Supplied material
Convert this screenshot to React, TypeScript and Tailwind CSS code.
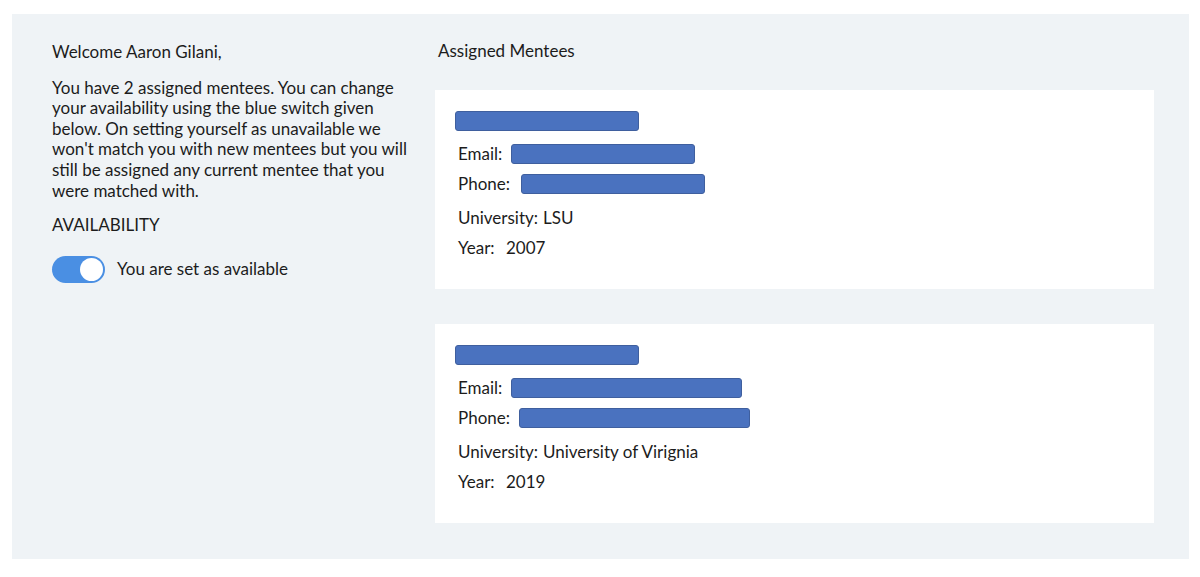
import React from "react";

function Bar({ w }: { w: number }) {
  return (
    <span
      className="inline-block h-[20px] rounded-[3px] border border-[#3f5f9e] bg-[#4a72bf] align-middle"
      style={{ width: w }}
    />
  );
}

function Card({
  nameW,
  emailW,
  emailX,
  phoneW,
  phoneX,
  uni,
  year,
}: {
  nameW: number;
  emailW: number;
  emailX: number;
  phoneW: number;
  phoneX: number;
  uni: string;
  year: string;
}) {
  return (
    <div className="flex h-[199px] flex-col bg-white pl-[20px] pt-[21px]">
      <div className="flex h-[20px] items-center">
        <Bar w={nameW} />
      </div>
      <div className="mt-[13px] flex h-[20px] items-center pl-[3px]">
        <span className="w-[53px] shrink-0" style={{ width: emailX }}>Email:</span>
        <Bar w={emailW} />
      </div>
      <div className="mt-[10px] flex h-[20px] items-center pl-[3px]">
        <span className="shrink-0" style={{ width: phoneX }}>Phone:</span>
        <Bar w={phoneW} />
      </div>
      <div className="mt-[14px] flex h-[20px] items-center pl-[3px]">
        <span className="w-[85px] shrink-0">University:</span>
        <span>{uni}</span>
      </div>
      <div className="mt-[10px] flex h-[20px] items-center pl-[3px]">
        <span className="w-[48px] shrink-0">Year:</span>
        <span>{year}</span>
      </div>
    </div>
  );
}

export default function App() {
  return (
    <div className="h-[577px] w-[1200px] bg-white pl-[12px] pt-[14px] font-['Lato','Liberation_Sans',sans-serif] text-[17px] text-[#1c1c1c]">
      <div className="flex h-[545px] w-[1177px] bg-[#eff3f6]">
        <div className="w-[423px] shrink-0 pl-[40px] pt-[28px] leading-[20.6px]">
          <div>Welcome Aaron Gilani,</div>
          <p className="mt-[15px]">
            You have 2 assigned mentees. You can change
            <br />
            your availability using the blue switch given
            <br />
            below. On setting yourself as unavailable we
            <br />
            won't match you with new mentees but you will
            <br />
            still be assigned any current mentee that you
            <br />
            were matched with.
          </p>
          <div className="mt-[14px]">AVAILABILITY</div>
          <div className="mt-[20px] flex items-center">
            <div className="flex h-[27px] w-[53px] items-center justify-end rounded-full bg-[#4a8fe3] pr-[2px]">
              <div className="h-[23px] w-[23px] rounded-full bg-white" />
            </div>
            <span className="ml-[12px]">You are set as available</span>
          </div>
        </div>
        <div className="w-[719px] shrink-0 pt-[27px]">
          <div className="pl-[3px] leading-[20.5px]">Assigned Mentees</div>
          <div className="mt-[28px] flex flex-col gap-[35px]">
            <Card nameW={184} emailW={184} emailX={53} phoneW={184} phoneX={63} uni="LSU" year="2007" />
            <Card
              nameW={184}
              emailW={231}
              emailX={53}
              phoneW={231}
              phoneX={61}
              uni="University of Virignia"
              year="2019"
            />
          </div>
        </div>
      </div>
    </div>
  );
}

What is needed
Extract every line containing the string "React" from the data above.

Solution
Convert this screenshot to React, TypeScript and Tailwind CSS code.
import React from "react";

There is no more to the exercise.